John 4:6-7

Bij de bron van Jakob

De Heer komt bij Sichar. Johannes herinnert eraan dat deze stad dicht bij het veld ligt dat Jakob zijn zoon Jozef had gegeven. Hierdoor worden we bepaald bij de verhouding tussen Jakob en zijn zoon Jozef. We weten dat Jozef de zoon van de liefde van zijn vader Jakob was. Jakob had Jozef als een uiting van zijn liefde voor hem al een keer een veelkleurig gewaad gegeven (Gn 37:3). Ook had hij Jozef ook een stuk land gegeven dat hij had gekocht van de zonen van Hemor (Gn 33:19; Jz 24:32). In de verhouding van liefde tussen Jakob en Jozef en de uitingen daarvan hebben we een prachtig beeld van de liefde van de Vader voor de Zoon. De Vader heeft de Zoon lief en heeft alles in Zijn hand gegeven (Jh 3:35).

Bij Sichar bevindt zich de bron van Jakob. Het is de bron voor de vermoeide en dorstige pelgrim. De Heer Jezus is door de reis vermoeid en gaat als vermoeide Reiziger bij de bron zitten. Johannes heeft weer oog voor het detail en vermeldt dat het ongeveer het zesde uur is, dat is het heetst van de dag.

We zien hoe de Zoon van God deelt in het algemene lijden van de mensheid als Hij daar vermoeid van de reis op de rand van de bron zit om uit te rusten. Hij is daar tevreden mee. Hij zoekt niets anders dan de wil van Zijn Vader te doen en Die heeft Hem daarheen geleid. In wat volgt, hebben we een prachtige aaneenschakeling van kenmerken of eigenschappen van de Heiland die allemaal in hun volle glorie en luister zichtbaar worden. Uit alles wat Hij zegt, blijkt Zijn volmaakte Godheid. We zien in Hem dat God licht is en dat God liefde is. Uit wat Hij nodig heeft, blijkt dat Hij volkomen Mens is.

Een ontmoeting bij de bron

Terwijl de Heer daar zo zit uit te rusten, komt er een vrouw uit Samaria bij de bron om water te putten. We worden getuige van een buitengewoon belangwekkende ontmoeting van een eenzame, arme, zondige vrouw met de Rechter van levenden en doden.

Hij opent het gesprek met de vraag of zij Hem, de eeuwige God, de Schepper van hemel en aarde, te drinken wil geven.
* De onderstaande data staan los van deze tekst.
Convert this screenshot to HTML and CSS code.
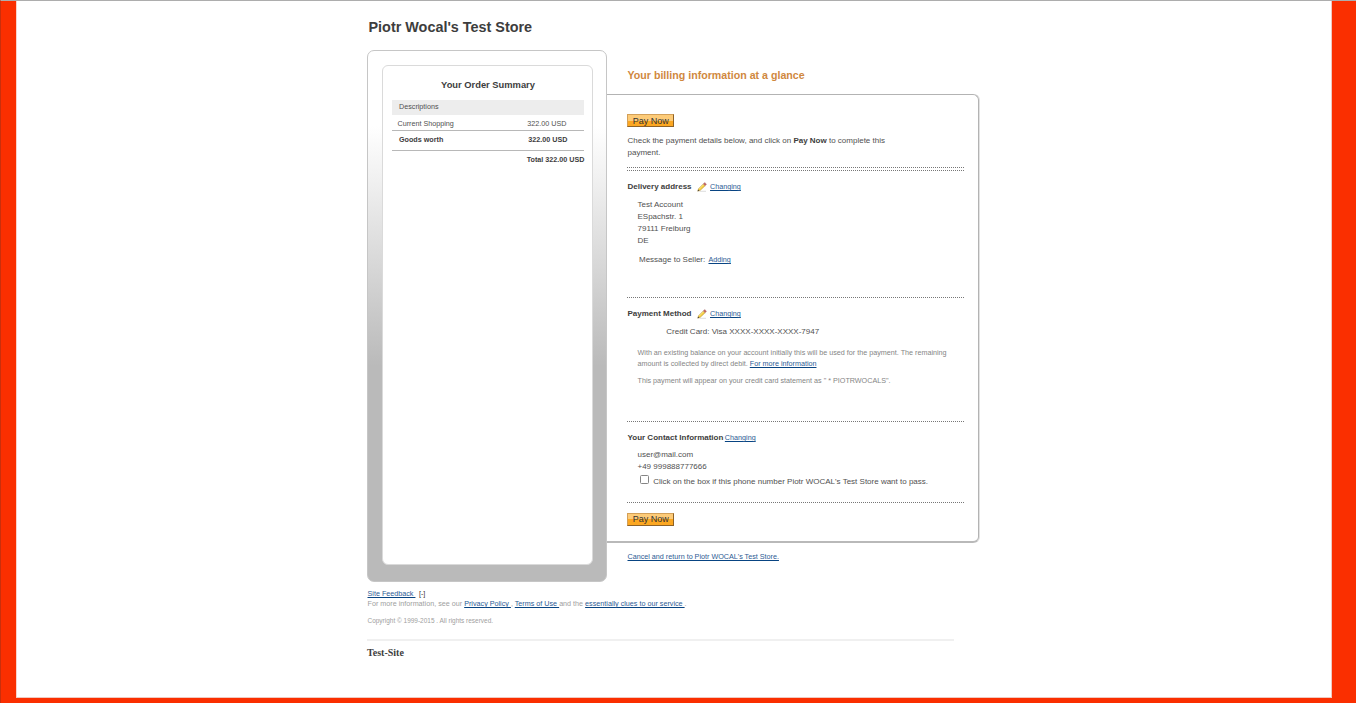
FILE: index.html
```html
<!DOCTYPE html>
<html lang="en">
<head>
<meta charset="utf-8">
<title>Piotr Wocal's Test Store</title>
<link rel="stylesheet" href="styles.css">
</head>
<body>
<svg class="defs" aria-hidden="true">
  <symbol id="pencil" viewBox="0 0 10 10">
    <path d="M2.500 9.300h6.500" stroke="#d4d4d4" stroke-width=".8"/>
    <path d="M.8 9.200 1.500 6.800 6.300 1.900 8.200 3.700 3.300 8.300Z" fill="#f4cc3a" stroke="#b08c3c" stroke-width=".5"/>
    <path d="M2.300 7 6.800 2.500" stroke="#fff0a0" stroke-width=".7"/>
    <path d="M6.300 1.900 7.700.4 9.500 2.200 8.200 3.700Z" fill="#c4605c" stroke="#a98080" stroke-width=".4"/>
    <path d="M.6 9.300 1.100 7.600 2.400 8.800Z" fill="#4c463a"/>
  </symbol>
</svg>
<div class="frame">
  <div class="page">
    <h1 class="store">Piotr Wocal's Test Store</h1>
    <div class="columns">
      <aside class="summary">
        <div class="summary-inner">
          <h2 class="summary-title">Your Order Summary</h2>
          <div class="row head"><span>Descriptions</span></div>
          <div class="row item"><span>Current Shopping</span><span>322.00 USD</span></div>
          <div class="row subtotal"><span>Goods worth</span><span>322.00 USD</span></div>
          <div class="row total">Total 322.00 USD</div>
        </div>
      </aside>
      <main class="main">
        <h2 class="billing-title">Your billing information at a glance</h2>
        <div class="card">
          <button class="pay first">Pay Now</button>
          <p class="intro">Check the payment details below, and click on <b>Pay Now</b> to complete this payment.</p>
          <div class="divider"></div>
          <section class="section delivery">
            <h3 class="heading">Delivery address<svg class="pencil"><use href="#pencil"/></svg><a class="link" href="#">Changing</a></h3>
            <p class="address">Test Account<br>ESpachstr. 1<br>79111 Freiburg<br>DE</p>
            <p class="message">Message to Seller: <a class="link" href="#">Adding</a></p>
          </section>
          <section class="section payment">
            <h3 class="heading">Payment Method<svg class="pencil"><use href="#pencil"/></svg><a class="link" href="#">Changing</a></h3>
            <p class="credit">Credit Card: Visa XXXX-XXXX-XXXX-7947</p>
            <p class="note">With an existing balance on your account initially this will be used for the payment. The remaining<br>amount is collected by direct debit. <a class="link" href="#">For more information</a></p>
            <p class="note">This payment will appear on your credit card statement as " * PIOTRWOCALS".</p>
          </section>
          <section class="section contact">
            <h3 class="heading">Your Contact Information<a class="link near" href="#">Changing</a></h3>
            <p class="details">user@mail.com<br>+49 999888777666</p>
            <label class="check"><input class="box" type="checkbox"><span>Click on the box if this phone number Piotr WOCAL's Test Store want to pass.</span></label>
          </section>
          <div class="section final"><button class="pay">Pay Now</button></div>
        </div>
        <a class="link cancel" href="#">Cancel and return to Piotr WOCAL's Test Store.</a>
      </main>
    </div>
    <footer class="footer">
      <p class="line"><a class="link" href="#">Site Feedback&nbsp;</a><span class="toggle">[-]</span></p>
      <p class="line">For more information, see our <a class="link" href="#">Privacy Policy&nbsp;</a>, <a class="link" href="#">Terms of Use&nbsp;</a>and the <a class="link" href="#">essentially clues to our service&nbsp;</a>.</p>
      <p class="copyright">Copyright © 1999-2015 . All rights reserved.</p>
      <p class="site">Test-Site</p>
    </footer>
  </div>
</div>
</body>
</html>
```
FILE: styles.css
```css
* { box-sizing: border-box; }
body { margin: 0; border-top: 1px solid #adadad; border-left: 1px solid #c92f0c; font: 8px/12px "Liberation Sans", Arial, sans-serif; color: #505050; background: #fff; }
h1, h2, h3, p { margin: 0; }
b, h1, h2, h3 { color: #3d3d3d; }
.defs { display: none; }
.frame { height: 702px; overflow: hidden; border: solid #fa2f00; border-width: 0 24px 5px 15px; box-shadow: inset -1px -1px #f0c9c0, inset 1px 0 #f8d4cc; }
.page { width: 613px; margin-left: 351px; padding-top: 16px; }
.store { font-size: 14.4px; line-height: 20px; padding-left: 1.5px; }
.columns { display: flex; margin-top: 13px; height: 532px; }

.summary { width: 240px; height: 532px; padding: 14px 13px 16px 14px; border: 1px solid #c6c6c6; border-radius: 7px; background: linear-gradient(#fff 75px, #f0f0f0 130px, #bababa 315px); }
.summary-inner { height: 500px; padding: 12px 8px 0 9px; border: 1px solid #dadada; border-radius: 6px; background: #fff; }
.summary-title { font-size: 9.36px; line-height: 14px; text-align: center; }
.row { display: flex; justify-content: space-between; font-size: 7.2px; line-height: 12px; }
.head { margin-top: 8px; height: 15px; padding: 1px 7px; background: #ededed; }
.item { height: 16px; padding: 3px 17.5px 0 5.5px; border-bottom: 1px solid #b8b8b8; }
.subtotal { height: 20px; padding: 3px 16.5px 0 7px; border-bottom: 1px solid #b8b8b8; font-weight: bold; color: #3d3d3d; }
.total { margin: 3px -0.5px 0 0; justify-content: flex-end; font-weight: bold; color: #3d3d3d; }

.main { width: 373px; padding-top: 18px; }
.billing-title { padding-left: 20.5px; font-size: 10.65px; line-height: 14px; color: #d0883e; }
.card { width: 372px; height: 449px; margin-top: 12px; padding: 19px 14px 0 20px; border: 1px solid #b3b3b3; border-left: 0; border-bottom: 2px solid #b9b9b9; border-radius: 0 6px 6px 0; box-shadow: 1px 0 #e2e2e2; }
.pay { display: block; width: 47px; height: 13px; padding: 0 0 0 .5px; border: 1px solid; border-color: #d3a059 #8e6227 #8e6227 #d3a059; background: linear-gradient(#fdcb78 50%, #fca721 50%); font: 9px/11px "Liberation Sans", Arial, sans-serif; color: #333; }
.first { padding-top: 1px; }
.intro { width: 280px; margin-top: 8px; padding-left: .5px; }
.divider { height: 4px; margin-top: 8px; border-top: 1px dotted #777; }
.section { border-top: 1px dotted #777; margin-top: -1px; }
.heading { display: flex; align-items: center; padding-left: .5px; font-size: 8px; line-height: 12px; }
.pencil { width: 10px; height: 10px; margin: 0 3.5px 1px 5px; }
.link { font-size: 7.2px; font-weight: normal; color: #2c5b94; text-decoration: underline #084482; text-underline-offset: 1px; }
.near { margin-left: 1.5px; }
.delivery { height: 128px; padding-top: 10px; }
.address { margin: 6px 0 0 10.5px; }
.message { margin: 7px 0 0 12px; }
.message .link { margin-left: 1px; }
.payment { height: 125px; padding-top: 10px; }
.credit { margin: 6px 0 0 39.3px; }
.note { margin: 9px 0 0 10.5px; font-size: 7.2px; line-height: 11px; color: #858585; }
.note + .note { margin-top: 6px; }
.contact { height: 82px; padding-top: 10px; }
.details { margin: 5px 0 0 10.5px; }
.check { display: flex; margin: 2px 0 0 13px; }
.box { appearance: none; width: 9px; height: 9px; margin: 0 4.2px 0 0; border: 1px solid #858585; border-radius: 1.5px; background: #fff; }
.check span { padding-top: 1px; }
.final { padding-top: 10px; }
.cancel { display: block; margin: 8px 0 0 20.5px; line-height: 12px; }

.footer { padding: 7px 0 0 .5px; font-size: 7.2px; color: #a0a0a0; }
.line { line-height: 10px; white-space: nowrap; }
.toggle { margin-left: 3.5px; color: #333; }
.copyright { margin-top: 6px; font-size: 6.48px; line-height: 12px; }
.site { width: 587px; margin: 12px 0 0 -.5px; padding-top: 6px; border-top: 2px solid #f0f0f0; font: bold 10px/12px "Liberation Serif", serif; color: #3d3d3d; }
```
Als Mens is Hij afhankelijk van deze vrouw voor een slok water. Hij Die een heel volk veertig jaar lang in een woestijn van eten en drinken heeft voorzien, Hij Die water in wijn heeft veranderd en een hongerige menigte te eten geeft, vraagt aan een ander om drinken. Hij spreekt geen bevel uit, maar Hij neemt de plaats van een nederige Vragensteller in en dat tegenover een vrouw die in zonde leeft. Zo begint de Heer het gesprek met deze vrouw die Hij door en door kent. Hij weet hoe Hij haar moet benaderen om haar ten slotte de volle zegen te geven die Hij voor haar heeft.
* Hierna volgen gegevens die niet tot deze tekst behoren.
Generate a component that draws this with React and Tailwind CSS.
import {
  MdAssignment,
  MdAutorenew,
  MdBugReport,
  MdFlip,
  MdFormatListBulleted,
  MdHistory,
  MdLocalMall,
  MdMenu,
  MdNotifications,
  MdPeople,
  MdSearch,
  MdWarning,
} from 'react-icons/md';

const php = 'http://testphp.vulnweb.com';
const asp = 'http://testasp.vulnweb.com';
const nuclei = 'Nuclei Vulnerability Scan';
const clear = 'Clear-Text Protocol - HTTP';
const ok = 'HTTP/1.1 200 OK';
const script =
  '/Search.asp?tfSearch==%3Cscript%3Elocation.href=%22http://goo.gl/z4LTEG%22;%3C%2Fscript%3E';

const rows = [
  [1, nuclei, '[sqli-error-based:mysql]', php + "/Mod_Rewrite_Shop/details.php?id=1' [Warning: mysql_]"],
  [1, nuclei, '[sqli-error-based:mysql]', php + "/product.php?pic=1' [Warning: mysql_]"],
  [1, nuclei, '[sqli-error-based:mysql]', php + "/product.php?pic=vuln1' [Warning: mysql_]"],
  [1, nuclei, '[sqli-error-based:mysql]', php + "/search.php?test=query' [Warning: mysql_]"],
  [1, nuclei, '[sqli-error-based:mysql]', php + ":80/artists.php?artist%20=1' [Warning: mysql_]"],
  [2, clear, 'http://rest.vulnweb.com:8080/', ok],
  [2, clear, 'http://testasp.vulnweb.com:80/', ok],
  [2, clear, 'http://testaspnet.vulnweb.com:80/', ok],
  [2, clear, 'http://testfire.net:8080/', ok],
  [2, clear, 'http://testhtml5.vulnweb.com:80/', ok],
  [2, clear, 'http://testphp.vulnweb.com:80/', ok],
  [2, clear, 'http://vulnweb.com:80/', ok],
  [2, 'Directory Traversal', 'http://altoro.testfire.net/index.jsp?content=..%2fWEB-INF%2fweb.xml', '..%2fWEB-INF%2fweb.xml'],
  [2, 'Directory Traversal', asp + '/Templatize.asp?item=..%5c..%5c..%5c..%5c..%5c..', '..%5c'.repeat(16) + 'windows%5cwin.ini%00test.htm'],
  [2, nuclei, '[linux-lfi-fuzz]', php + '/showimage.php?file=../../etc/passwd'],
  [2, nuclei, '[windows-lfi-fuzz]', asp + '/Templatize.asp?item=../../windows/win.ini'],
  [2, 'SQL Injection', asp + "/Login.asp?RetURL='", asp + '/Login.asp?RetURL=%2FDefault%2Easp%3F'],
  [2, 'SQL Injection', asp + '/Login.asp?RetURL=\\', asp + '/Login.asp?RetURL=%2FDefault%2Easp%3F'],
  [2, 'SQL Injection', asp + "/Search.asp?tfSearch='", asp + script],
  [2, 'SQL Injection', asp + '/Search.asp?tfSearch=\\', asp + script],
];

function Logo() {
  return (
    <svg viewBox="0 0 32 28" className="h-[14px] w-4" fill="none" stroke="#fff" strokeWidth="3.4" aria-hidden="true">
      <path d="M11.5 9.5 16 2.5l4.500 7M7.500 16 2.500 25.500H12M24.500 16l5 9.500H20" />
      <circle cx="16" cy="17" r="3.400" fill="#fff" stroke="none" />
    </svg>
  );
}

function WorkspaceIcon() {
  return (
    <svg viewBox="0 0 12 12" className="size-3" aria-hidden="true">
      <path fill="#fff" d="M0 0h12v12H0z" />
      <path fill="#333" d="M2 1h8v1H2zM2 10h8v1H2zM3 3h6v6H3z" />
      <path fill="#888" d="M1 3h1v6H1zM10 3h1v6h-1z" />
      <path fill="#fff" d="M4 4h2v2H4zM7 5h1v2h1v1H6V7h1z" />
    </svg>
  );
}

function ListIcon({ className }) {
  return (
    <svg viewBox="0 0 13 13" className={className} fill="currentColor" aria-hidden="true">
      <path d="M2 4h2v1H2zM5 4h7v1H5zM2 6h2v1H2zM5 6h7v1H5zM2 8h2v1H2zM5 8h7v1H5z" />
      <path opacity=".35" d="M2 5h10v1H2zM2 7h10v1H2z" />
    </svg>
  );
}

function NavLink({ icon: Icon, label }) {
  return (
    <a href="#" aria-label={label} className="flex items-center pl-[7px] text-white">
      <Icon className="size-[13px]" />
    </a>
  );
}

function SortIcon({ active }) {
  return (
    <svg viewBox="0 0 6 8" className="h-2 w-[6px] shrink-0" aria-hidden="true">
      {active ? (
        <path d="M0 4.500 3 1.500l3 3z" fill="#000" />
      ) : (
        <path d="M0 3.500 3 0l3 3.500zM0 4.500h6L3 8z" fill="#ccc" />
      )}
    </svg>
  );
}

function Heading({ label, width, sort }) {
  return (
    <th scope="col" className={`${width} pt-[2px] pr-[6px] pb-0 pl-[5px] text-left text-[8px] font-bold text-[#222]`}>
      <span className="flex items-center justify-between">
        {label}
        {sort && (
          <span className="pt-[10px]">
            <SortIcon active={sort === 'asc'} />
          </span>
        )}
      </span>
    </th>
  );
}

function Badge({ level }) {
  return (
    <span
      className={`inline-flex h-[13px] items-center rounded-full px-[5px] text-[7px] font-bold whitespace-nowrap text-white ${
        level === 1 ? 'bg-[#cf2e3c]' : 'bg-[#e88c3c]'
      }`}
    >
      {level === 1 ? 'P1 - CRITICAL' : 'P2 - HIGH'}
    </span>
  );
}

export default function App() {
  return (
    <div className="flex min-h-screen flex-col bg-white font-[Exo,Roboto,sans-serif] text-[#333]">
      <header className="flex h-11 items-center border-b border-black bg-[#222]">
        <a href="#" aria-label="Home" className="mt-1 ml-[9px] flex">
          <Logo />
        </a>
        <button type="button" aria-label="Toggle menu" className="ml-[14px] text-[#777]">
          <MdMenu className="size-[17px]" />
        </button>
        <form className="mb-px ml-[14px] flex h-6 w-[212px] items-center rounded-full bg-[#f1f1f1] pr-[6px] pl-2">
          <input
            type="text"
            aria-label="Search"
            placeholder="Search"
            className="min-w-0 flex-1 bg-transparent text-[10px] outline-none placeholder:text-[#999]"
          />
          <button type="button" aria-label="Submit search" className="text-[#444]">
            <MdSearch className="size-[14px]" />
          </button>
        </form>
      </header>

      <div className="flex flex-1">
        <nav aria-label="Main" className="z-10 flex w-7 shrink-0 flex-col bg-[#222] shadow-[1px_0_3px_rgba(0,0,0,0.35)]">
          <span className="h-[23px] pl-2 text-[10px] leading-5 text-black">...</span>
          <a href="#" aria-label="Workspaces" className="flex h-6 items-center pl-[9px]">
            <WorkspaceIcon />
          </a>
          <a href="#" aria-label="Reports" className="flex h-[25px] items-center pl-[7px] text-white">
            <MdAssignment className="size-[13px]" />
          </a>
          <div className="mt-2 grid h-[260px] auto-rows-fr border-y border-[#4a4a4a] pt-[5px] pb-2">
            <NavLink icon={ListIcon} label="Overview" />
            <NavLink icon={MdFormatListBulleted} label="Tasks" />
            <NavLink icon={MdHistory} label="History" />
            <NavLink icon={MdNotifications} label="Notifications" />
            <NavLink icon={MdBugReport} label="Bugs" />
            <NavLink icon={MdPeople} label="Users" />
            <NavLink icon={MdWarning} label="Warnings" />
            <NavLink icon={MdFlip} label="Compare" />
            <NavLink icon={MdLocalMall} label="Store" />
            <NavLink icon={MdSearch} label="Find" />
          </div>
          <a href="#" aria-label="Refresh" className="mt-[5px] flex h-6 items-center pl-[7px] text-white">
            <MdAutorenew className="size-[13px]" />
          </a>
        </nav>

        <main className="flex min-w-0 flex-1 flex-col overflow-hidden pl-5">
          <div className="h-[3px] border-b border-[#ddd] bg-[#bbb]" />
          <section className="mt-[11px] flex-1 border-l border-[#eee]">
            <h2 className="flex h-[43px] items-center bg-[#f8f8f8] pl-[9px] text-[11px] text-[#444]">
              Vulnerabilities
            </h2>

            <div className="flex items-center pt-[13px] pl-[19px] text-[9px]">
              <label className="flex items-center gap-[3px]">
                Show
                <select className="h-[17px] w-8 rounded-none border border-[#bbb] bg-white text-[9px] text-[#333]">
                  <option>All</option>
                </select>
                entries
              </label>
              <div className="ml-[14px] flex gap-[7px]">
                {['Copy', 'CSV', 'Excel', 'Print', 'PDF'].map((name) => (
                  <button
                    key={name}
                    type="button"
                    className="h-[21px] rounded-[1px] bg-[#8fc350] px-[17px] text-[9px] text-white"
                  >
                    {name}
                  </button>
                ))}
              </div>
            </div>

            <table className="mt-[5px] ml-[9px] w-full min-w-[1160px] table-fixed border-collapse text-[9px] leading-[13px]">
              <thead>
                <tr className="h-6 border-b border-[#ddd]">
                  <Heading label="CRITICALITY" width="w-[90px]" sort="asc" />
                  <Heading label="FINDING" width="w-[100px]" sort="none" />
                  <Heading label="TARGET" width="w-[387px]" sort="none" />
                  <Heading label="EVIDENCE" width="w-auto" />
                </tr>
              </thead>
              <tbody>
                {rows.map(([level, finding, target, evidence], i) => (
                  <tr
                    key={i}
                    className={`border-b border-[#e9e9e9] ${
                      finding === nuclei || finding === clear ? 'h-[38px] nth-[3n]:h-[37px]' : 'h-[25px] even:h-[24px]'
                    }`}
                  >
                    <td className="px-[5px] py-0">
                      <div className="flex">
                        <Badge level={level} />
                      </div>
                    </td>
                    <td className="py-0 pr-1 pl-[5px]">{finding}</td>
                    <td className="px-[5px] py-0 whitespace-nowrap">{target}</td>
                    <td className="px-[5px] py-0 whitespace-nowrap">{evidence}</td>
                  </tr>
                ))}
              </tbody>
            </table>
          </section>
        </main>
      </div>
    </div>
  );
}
Deze ontmoeting is door God nauwkeurig voorbereid. Als de Zoon van God en de vrouw elkaar ontmoeten, is daar niemand bij aanwezig. De discipelen moesten weggaan om plaats te maken voor haar. Zij weten niets af van deze genade. Ook de vrouw komt alleen naar de bron. Ze is niet bij de andere vrouwen. In haar eenzaamheid ontmoet zij de Heiland van de wereld door de wonderlijke leiding van God Die haar daarheen heeft gebracht. Wat een ontmoeting! Twee eenzamen ontmoeten elkaar. Maar wie was eenzamer dan Hij? Het gesprek is tussen Hem en haar persoonlijk, zonder mogelijke inmenging van of afleiding door anderen.

De Samaritaanse is hoogst verbaasd over de vraag van de Heer. Ze ziet dat Hij een Jood is. Ze weet dat zij in de ogen van de Joden ‘slechts’ een Samaritaanse vrouw is en daarom niet in tel kan zijn. De verachting van Joden voor Samaritanen is groot, zelfs zo groot, dat Joden de Samaritanen compleet negeren. Joden doen of ze niet bestaan. Er is geen enkele omgang met hen. Daarom is haar verbaasde vraag hoe het mogelijk is dat Hij, Die op dit moment voor haar nog niet meer is dan “een Jood”, haar om drinken vraagt.